Entre la realidad, la historia i la ilusión. Un lector desea que cambie de idioma por un día, considera que debo aplicarme para compensar su esfuerzo semanal. No es necesario especular sobre el uso de una lengua, termina siendo bastante natural, es un fenómeno que va más allá de las maquinaciones políticas, sociales y culturales. Opina que si escribiera en castellano tendría un mercado más amplio. ¿Comerciar? Aprovecho su reflexión y le explico mi estima por el habla.
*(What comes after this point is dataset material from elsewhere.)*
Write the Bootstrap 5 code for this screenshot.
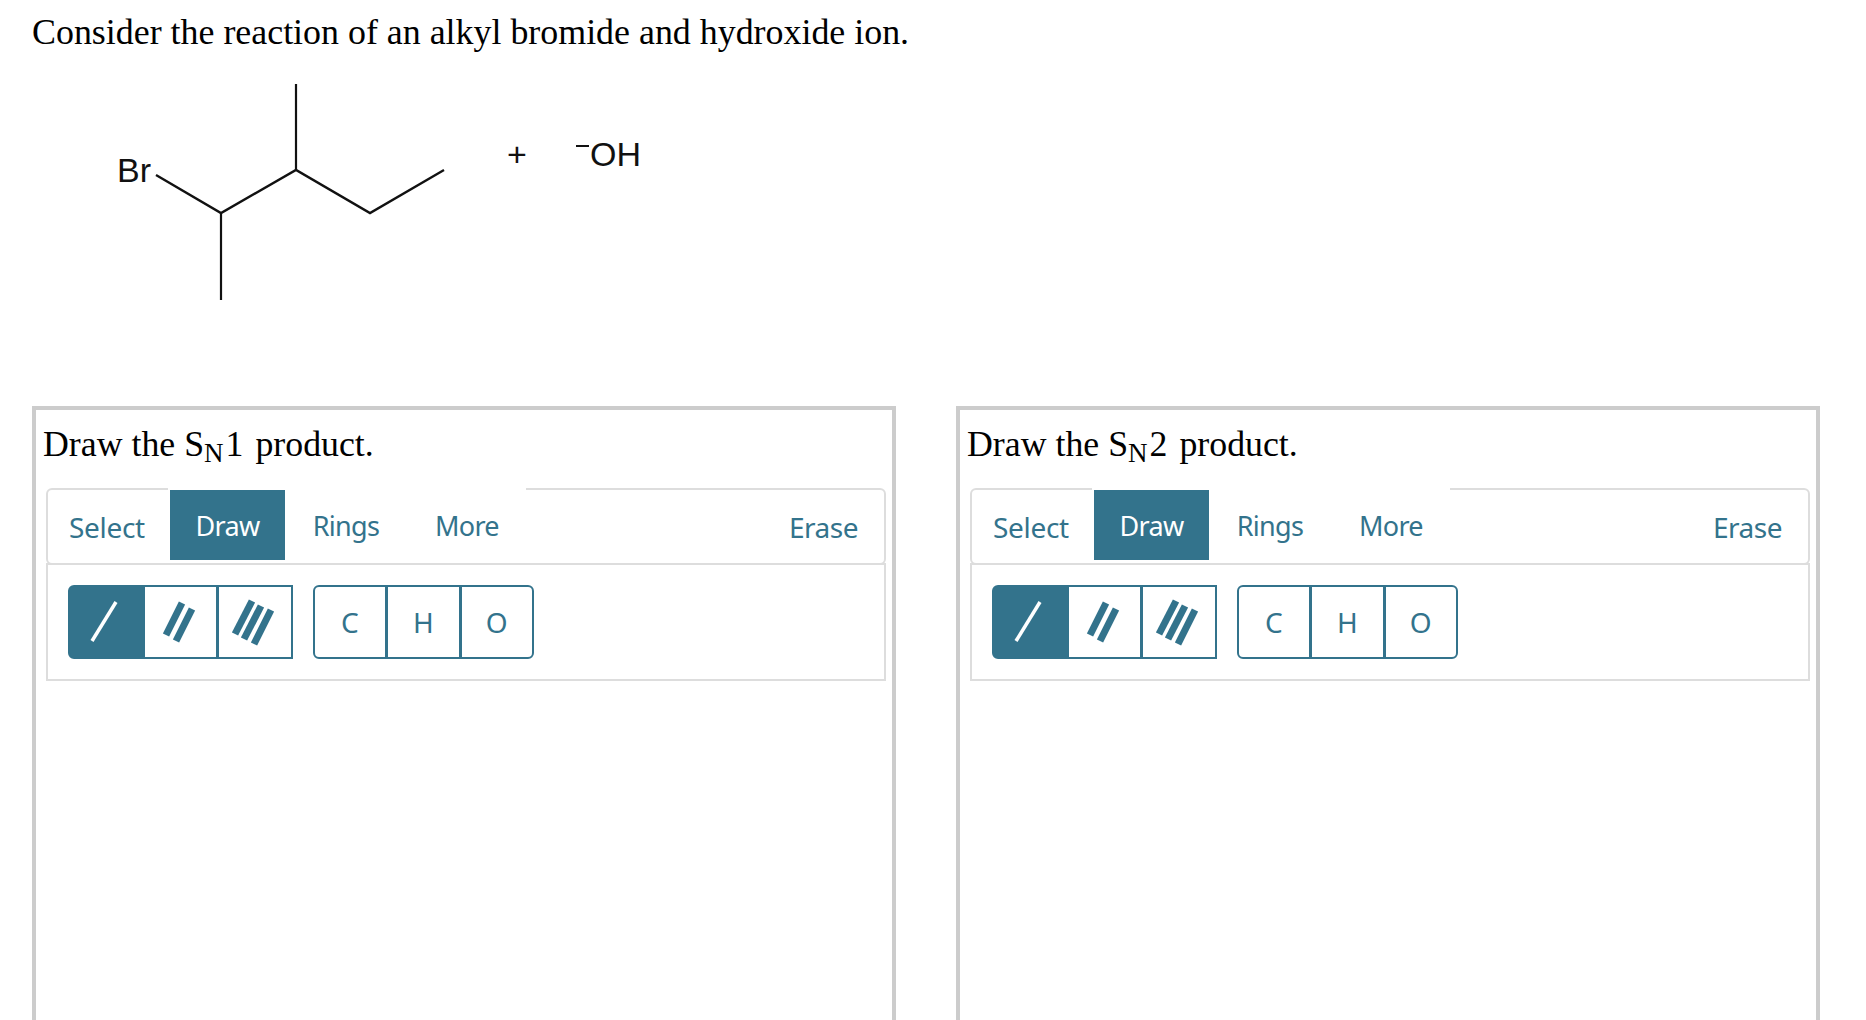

Tuve mi primera clase de catalán en séptimo de EGB. Recuerdo mis primeras lecturas, seducida con palabras y relatos poco escuchados, canción de sentidos. Fue difícil, porque yo tenía doce años, pero la búsqueda de aquellas letras hizo renacer el placer de la identidad. Comprendí que la lengua catalana también era la mía. Saboreaba el estudio de la gramática, la estructura lingüística, que como en el resto de las lenguas románicas, te abraza, se ajusta y adapta. Nunca me preocupó que los docentes, periodistas o escritores utilizaran la forma estándar que aconseja la Universidad de las Islas Baleares. La lectura castellana tampoco traza en su viva oralidad de pie de calle.
Quizás, necesito guarecer la expresión de esta columna por minoritaria. Indudablemente, por convicción y por pasión cotidiana. Tenemos más suerte con la lengua castellana, ella se defiende bien, sin protección. Pero por fuerte que sea, no deja de ser también la mía. Ambas, las quiero, sin sal.